Techworld.com - SAP designing new search engine:
"SAP is planning an extension to its search capabilities with the next major release of NetWeaver.

The search enhancement will allow SAP users to blend searches across unstructured and structured data. SAP now offers search engine technology as part of NetWeaver. It will extend those capabilities for structured search, according to Lothar Schubert, director of SAP NetWeaver.

"Currently, [search] is used in knowledge management to search for unstructured data. We are extending search into the SAP repository to have a more holistic search," said Schubert.

Josh Greenbaum, principal at Enterprise Applications Consulting, said that up until now the worlds of structured and unstructured data have been very separate and that there was little technology that links them at the analytical level. A single search across both domains will allow companies to maximize their information assets by giving them a more comprehensive picture.

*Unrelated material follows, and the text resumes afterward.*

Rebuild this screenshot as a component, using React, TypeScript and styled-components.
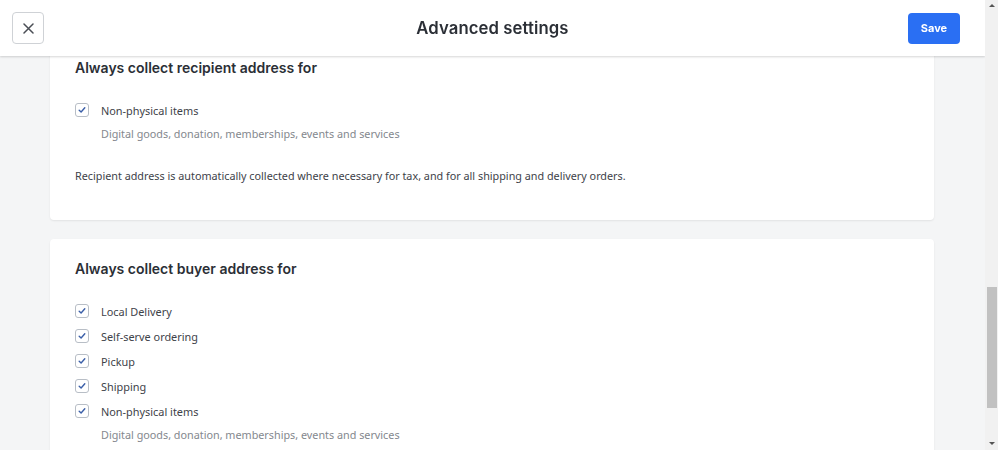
import React, { useLayoutEffect, useRef } from "react";
import styled, { createGlobalStyle } from "styled-components";

const Global = createGlobalStyle`
  html, body { margin: 0; padding: 0; height: 100%; overflow: hidden; }
  body { font-family: "Noto Sans", "Liberation Sans", Arial, sans-serif; color: #3c4047; }
  * { box-sizing: border-box; }
`;

const Frame = styled.div`
  height: 100vh;
  display: flex;
`;

const Scroller = styled.div`
  flex: 1;
  min-width: 0;
  height: 100%;
  overflow-y: scroll;
  scrollbar-width: none;
  background: #f4f5f6;
  &::-webkit-scrollbar { display: none; }
`;

const ScrollBar = styled.div`
  width: 13px;
  flex: none;
  height: 100%;
  background: #f1f1f1;
  display: flex;
  flex-direction: column;
  align-items: center;
`;

const Arrow = styled.div<{ $down?: boolean }>`
  height: 17px;
  width: 100%;
  display: flex;
  justify-content: center;
  align-items: ${(p) => (p.$down ? "flex-end" : "flex-start")};
  padding: ${(p) => (p.$down ? "0 0 5px" : "4px 0 0")};
  &::before {
    content: "";
    width: 0;
    height: 0;
    border-left: 3px solid transparent;
    border-right: 3px solid transparent;
    ${(p) => (p.$down ? "border-top: 3px solid #555;" : "border-bottom: 3px solid #555;")}
  }
`;

const Track = styled.div`
  flex: 1;
  width: 100%;
  display: flex;
  flex-direction: column;
  align-items: center;
`;

const Thumb = styled.div<{ $top: number; $h: number }>`
  margin-top: ${(p) => p.$top}px;
  height: ${(p) => p.$h}px;
  width: 10px;
  background: #c1c1c1;
`;

const Header = styled.header`
  position: sticky;
  top: 0;
  z-index: 2;
  height: 56px;
  background: #ffffff;
  box-shadow: 0 1px 2px rgba(0, 0, 0, 0.16);
  display: grid;
  grid-template-columns: 1fr auto 1fr;
  align-items: center;
  padding: 0 12px;
`;

const CloseButton = styled.button`
  width: 32px;
  height: 32px;
  border: 1px solid #cfd2d6;
  border-radius: 4px;
  background: #fff;
  display: flex;
  align-items: center;
  justify-content: center;
  padding: 0;
  justify-self: start;
  cursor: pointer;
`;

const Title = styled.h1`
  margin: 0;
  font-family: "Inter", "Noto Sans", sans-serif;
  font-size: 16.7px;
  font-weight: 600;
  color: #2b2f36;
  letter-spacing: 0.1px;
`;

const SaveButton = styled.button`
  justify-self: end;
  margin-right: 13px;
  width: 52px;
  height: 31px;
  border: none;
  border-radius: 4px;
  background: #2a6ff3;
  color: #fff;
  font-family: "Inter", "Noto Sans", sans-serif;
  font-size: 11px;
  font-weight: 700;
  cursor: pointer;
`;

const Main = styled.main`
  padding: 0 51px 64px 50px;
  display: flex;
  flex-direction: column;
  gap: 19px;
`;

const Spacer = styled.div<{ $h: number }>`
  height: ${(p) => p.$h}px;
`;

const Card = styled.section<{ $bottom: number }>`
  background: #fff;
  border-radius: 4px;
  box-shadow: 0 1px 2px rgba(0, 0, 0, 0.08);
  padding: 20px 25px ${(p) => p.$bottom}px;
`;

const CardTitle = styled.h2`
  margin: 0 0 22px;
  font-family: "Inter", "Noto Sans", sans-serif;
  font-size: 14px;
  font-weight: 600;
  line-height: 20px;
  color: #2b2f36;
`;

const OptionList = styled.div`
  display: flex;
  flex-direction: column;
  gap: 5px;
`;

const Option = styled.label`
  display: flex;
  align-items: center;
  gap: 12px;
  height: 20px;
  font-size: 10.9px;
  color: #3e4249;
`;

const Box = styled.span`
  width: 14px;
  height: 14px;
  border: 1px solid #b8bec6;
  border-radius: 3px;
  background: #fff;
  display: flex;
  align-items: center;
  justify-content: center;
  flex: none;
`;

const Hint = styled.div`
  margin: 4px 0 0 26px;
  line-height: 20px;
  font-size: 10.8px;
  color: #84888e;
`;

const Note = styled.p`
  margin: 22px 0 0;
  line-height: 20px;
  font-size: 10.8px;
  color: #3e4249;
`;

const Check = ({ label }: { label: string }) => (
  <Option>
    <Box>
      <svg width="8" height="8" viewBox="0 0 8 8" fill="none">
        <polyline points="1.2,4.2 3.1,6 6.8,1.8" stroke="#3b5fa8" strokeWidth="1.4" strokeLinecap="round" strokeLinejoin="round" />
      </svg>
    </Box>
    {label}
  </Option>
);

const hintText = "Digital goods, donation, memberships, events and services";

export default function App() {
  const scrollRef = useRef<HTMLDivElement>(null);
  const cardRef = useRef<HTMLElement>(null);

  useLayoutEffect(() => {
    const s = scrollRef.current;
    const c = cardRef.current;
    if (s && c) s.scrollTop = c.offsetTop - 38;
  }, []);

  return (
    <>
      <Global />
      <Frame>
        <Scroller ref={scrollRef}>
          <Header>
            <CloseButton aria-label="Close">
              <svg width="11" height="11" viewBox="0 0 11 11" fill="none">
                <path d="M1 1L10 10M10 1L1 10" stroke="#4a4e55" strokeWidth="1.5" strokeLinecap="round" />
              </svg>
            </CloseButton>
            <Title>Advanced settings</Title>
            <SaveButton>Save</SaveButton>
          </Header>
          <Main>
            <Spacer $h={985} />
            <Card $bottom={34} ref={cardRef}>
              <CardTitle>Always collect recipient address for</CardTitle>
              <OptionList>
                <Check label="Non-physical items" />
              </OptionList>
              <Hint>{hintText}</Hint>
              <Note>
                Recipient address is automatically collected where necessary for tax, and for all shipping and delivery orders.
              </Note>
            </Card>
            <Card $bottom={34}>
              <CardTitle>Always collect buyer address for</CardTitle>
              <OptionList>
                <Check label="Local Delivery" />
                <Check label="Self-serve ordering" />
                <Check label="Pickup" />
                <Check label="Shipping" />
                <Check label="Non-physical items" />
              </OptionList>
              <Hint>{hintText}</Hint>
            </Card>
          </Main>
        </Scroller>
        <ScrollBar aria-hidden="true">
          <Arrow />
          <Track>
            <Thumb $top={270} $h={121} />
          </Track>
          <Arrow $down />
        </ScrollBar>
      </Frame>
    </>
  );
}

"The inability to link structured and unstructured data is a huge loss to companies that are trying to figure out where they are going," said Greenbaum.

With a blended search, a user could submit a query that asks to find all the invoices that are 30 days late. The reply would include the receivables but also copies of the actual invoices from a document repository matched up to the line item.

While Google and other players have desktop search for unstructured data such as e-mails and IMs, now that information can be combined with customer address, sales history, and sales order information from a data warehouse, CRM and ERP systems, and customer data integration technologies, said Schubert.

"SAP owns the metadata and is in a strong position to deliver a strong search technology for that structured information as well as in unstructured," said Schubert.

The ability to deploy in-memory technology is one of the drivers behind the significant increase in interest in search. In the past users had to rely heavily on databases and file systems. Now indices can be compressed and the system can hold those indices in memory and run significantly faster searches, said Schubert.

While some competitors may have this kind of hybridized functionality, what is important is that this is coming from SAP where many companies may have a lot of information locked up, according to Greenbaum.

In its drive to create automated business processes driven by business intelligence, SAP is also expected to increase what Schubert called "event-driven business intelligence" and its business activity monitoring capabilities in the near future."